Brent crude surged above $97 per barrel on Monday, jumping more than 4% as fresh tensions between Iran and Israel reignited fears of disruptions to global oil supplies.
The latest spike comes after both countries exchanged missile strikes, raising concerns that the conflict could escalate further and undermine ongoing diplomatic efforts aimed at securing a ceasefire. While political leaders continue to push for negotiations, energy markets are reacting to a simpler reality: uncertainty.
At the centre of investor concerns is the Strait of Hormuz, one of the world’s most critical oil transit routes. A significant share of global crude exports passes through this narrow corridor, meaning any disruption can quickly ripple through international markets. Even the perception of supply risks is often enough to send prices sharply higher.
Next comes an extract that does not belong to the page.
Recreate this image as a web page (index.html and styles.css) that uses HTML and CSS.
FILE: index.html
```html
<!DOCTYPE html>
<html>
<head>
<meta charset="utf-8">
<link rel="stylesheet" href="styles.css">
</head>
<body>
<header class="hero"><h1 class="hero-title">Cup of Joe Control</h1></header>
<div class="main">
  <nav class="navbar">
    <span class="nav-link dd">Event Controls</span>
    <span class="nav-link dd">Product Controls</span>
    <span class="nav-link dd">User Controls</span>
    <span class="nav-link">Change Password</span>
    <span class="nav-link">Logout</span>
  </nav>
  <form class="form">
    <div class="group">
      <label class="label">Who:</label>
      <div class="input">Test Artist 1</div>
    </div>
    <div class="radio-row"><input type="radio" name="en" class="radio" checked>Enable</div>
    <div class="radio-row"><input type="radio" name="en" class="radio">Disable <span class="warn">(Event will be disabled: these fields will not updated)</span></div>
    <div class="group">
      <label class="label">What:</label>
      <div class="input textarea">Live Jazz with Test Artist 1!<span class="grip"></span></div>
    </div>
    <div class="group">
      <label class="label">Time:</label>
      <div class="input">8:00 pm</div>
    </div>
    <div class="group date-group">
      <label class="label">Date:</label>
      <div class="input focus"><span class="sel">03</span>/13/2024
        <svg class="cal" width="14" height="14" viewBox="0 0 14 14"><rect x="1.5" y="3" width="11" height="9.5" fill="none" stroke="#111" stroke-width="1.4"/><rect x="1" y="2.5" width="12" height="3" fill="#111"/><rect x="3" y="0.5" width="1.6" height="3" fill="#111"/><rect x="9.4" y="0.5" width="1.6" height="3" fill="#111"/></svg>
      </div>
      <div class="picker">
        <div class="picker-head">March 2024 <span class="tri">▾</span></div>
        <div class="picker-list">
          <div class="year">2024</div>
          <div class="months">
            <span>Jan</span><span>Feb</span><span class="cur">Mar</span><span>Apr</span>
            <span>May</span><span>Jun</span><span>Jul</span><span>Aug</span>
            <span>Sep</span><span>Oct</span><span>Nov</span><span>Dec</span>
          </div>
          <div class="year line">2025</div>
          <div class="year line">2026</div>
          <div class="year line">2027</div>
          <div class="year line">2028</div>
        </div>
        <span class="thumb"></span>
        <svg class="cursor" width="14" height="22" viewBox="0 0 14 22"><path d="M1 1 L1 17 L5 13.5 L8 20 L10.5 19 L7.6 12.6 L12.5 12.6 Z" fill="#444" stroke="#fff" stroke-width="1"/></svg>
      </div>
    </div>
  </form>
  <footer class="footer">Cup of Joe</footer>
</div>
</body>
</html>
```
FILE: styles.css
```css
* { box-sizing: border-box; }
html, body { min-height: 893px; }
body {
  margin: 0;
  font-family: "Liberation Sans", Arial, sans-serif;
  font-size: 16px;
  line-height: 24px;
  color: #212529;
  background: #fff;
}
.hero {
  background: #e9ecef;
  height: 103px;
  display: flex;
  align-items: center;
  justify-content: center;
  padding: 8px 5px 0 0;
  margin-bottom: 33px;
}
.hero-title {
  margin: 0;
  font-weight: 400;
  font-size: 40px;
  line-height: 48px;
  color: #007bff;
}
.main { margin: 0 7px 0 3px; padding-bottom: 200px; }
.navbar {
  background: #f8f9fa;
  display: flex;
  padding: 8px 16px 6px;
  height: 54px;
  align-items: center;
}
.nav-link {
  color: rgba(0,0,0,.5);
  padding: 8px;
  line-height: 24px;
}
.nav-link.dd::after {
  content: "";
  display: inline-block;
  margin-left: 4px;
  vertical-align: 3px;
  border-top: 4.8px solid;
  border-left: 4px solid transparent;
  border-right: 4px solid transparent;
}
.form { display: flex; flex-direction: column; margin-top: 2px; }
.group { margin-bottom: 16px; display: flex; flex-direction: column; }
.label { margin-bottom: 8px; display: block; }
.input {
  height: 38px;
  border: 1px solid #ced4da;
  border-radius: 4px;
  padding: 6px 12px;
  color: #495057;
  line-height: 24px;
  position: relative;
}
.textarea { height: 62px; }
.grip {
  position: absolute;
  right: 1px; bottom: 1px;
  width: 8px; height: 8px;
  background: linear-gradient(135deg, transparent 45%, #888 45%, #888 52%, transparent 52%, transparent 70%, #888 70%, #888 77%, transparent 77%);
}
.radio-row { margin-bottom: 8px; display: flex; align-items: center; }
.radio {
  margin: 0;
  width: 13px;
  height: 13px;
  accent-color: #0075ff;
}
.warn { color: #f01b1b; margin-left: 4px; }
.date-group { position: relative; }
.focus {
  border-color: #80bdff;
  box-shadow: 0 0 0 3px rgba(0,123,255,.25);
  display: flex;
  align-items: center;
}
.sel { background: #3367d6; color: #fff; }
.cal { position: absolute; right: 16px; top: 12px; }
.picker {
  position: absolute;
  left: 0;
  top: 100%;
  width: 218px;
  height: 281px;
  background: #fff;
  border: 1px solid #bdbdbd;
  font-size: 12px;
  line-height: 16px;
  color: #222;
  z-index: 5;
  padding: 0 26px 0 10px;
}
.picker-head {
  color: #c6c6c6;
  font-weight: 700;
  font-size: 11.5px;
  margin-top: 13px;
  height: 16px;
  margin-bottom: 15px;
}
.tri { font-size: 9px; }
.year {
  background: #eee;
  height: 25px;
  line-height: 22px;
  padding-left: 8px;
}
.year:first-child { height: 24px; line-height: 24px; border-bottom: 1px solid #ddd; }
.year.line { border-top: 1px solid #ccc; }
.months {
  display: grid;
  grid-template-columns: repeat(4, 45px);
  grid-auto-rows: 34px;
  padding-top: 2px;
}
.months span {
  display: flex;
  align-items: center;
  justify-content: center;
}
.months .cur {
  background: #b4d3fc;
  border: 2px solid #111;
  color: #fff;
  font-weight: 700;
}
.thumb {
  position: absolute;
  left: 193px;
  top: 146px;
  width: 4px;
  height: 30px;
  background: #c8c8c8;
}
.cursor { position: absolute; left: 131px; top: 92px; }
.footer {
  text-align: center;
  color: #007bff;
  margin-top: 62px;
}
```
What makes the current situation particularly interesting is that oil prices are rising despite OPEC+ approving another increase in production quotas for July. Under normal circumstances, more supply would help ease prices. Instead, traders appear more focused on geopolitical risks than on additional barrels entering the market.
For businesses and consumers, higher oil prices rarely stay confined to energy markets. They often feed into transportation costs, inflation, production expenses, and ultimately the prices paid for goods and services.
Oil is once again approaching the psychologically important $100-per-barrel mark. Whether it gets there will depend less on production targets and more on what happens next in the Middle East.